Ukraine war, inflation impact shipping rates globally

Shipping rates drop globally by 25%
Ukraine war, inflation impact shipping rates globally

Global freight rates declined during Q1 of 2022 due to a dip in demand for freight transport following an increase in global inflation due to the outbreak of the Russian-Ukrainian war.

According to an official source from one of the international shipping lines, sea freight charges fell by 25 percent in Q1 of 2022, owing to a lack of production in China As diseases continue to spread. 

The source pointed out the drop in demand for shipping products in European and American countries following the outbreak of the Russian-Ukrainian war at the start of this year, which triggered a global wave of inflation, and contributed to the weak demand for shipping goods.

According to Maher Yousef, a member of the Amman Chamber of Commerce board of directors, freight prices from China’s Shenzhen port to Jordan’s port of Aqaba dropped dramatically in late April, from $7,000 per container to $4.2 thousand. 

Youssef indicated that this drop is mainly due to the global drop in demand, in addition to factory closures in China.  

He added that the Chinese Chamber of Commerce confirmed the current closure of Chinese cities in order to confront the re-emergence of the Corona epidemic in China.
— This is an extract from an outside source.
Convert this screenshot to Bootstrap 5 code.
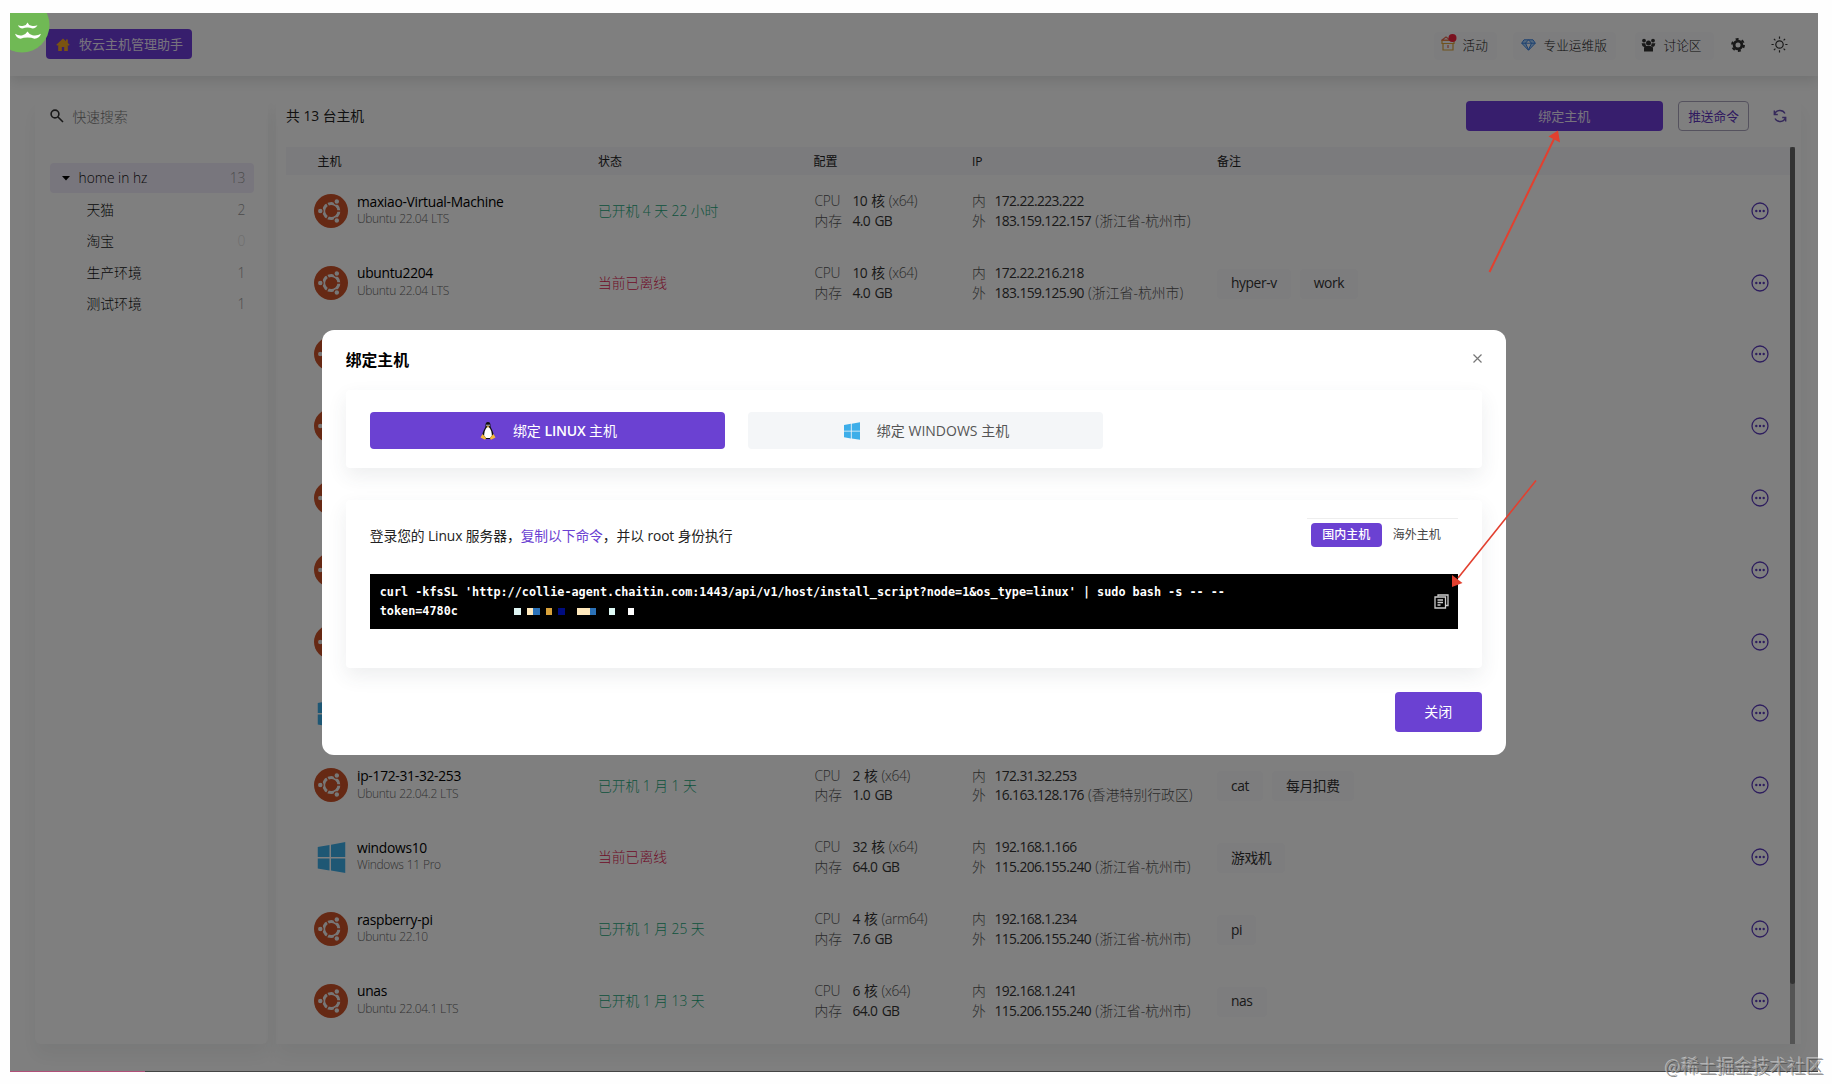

Youssef further noted that the inability of workers and business owners to move from one city to another, in addition to factory owners’ failure to purchase spare parts for their machines as a result of the closures resulted in a recession and a drop in demand, prompting even lower freight rates in an attempt to boost production.

Additionally, in the last week of April, shipping prices from China to the US dropped from $12,600 to $8,600 per container.

Moreover, the Chinese Chamber of Commerce revealed that shipping prices from China to Saudi have dropped in April from $7,000 to $4,000.

Supply chains, freight, and goods transport were all in disarray around the world as shipping companies were unable to deal with the increasing demand for consumer products, as well as the port disruptions caused by the Corona pandemic.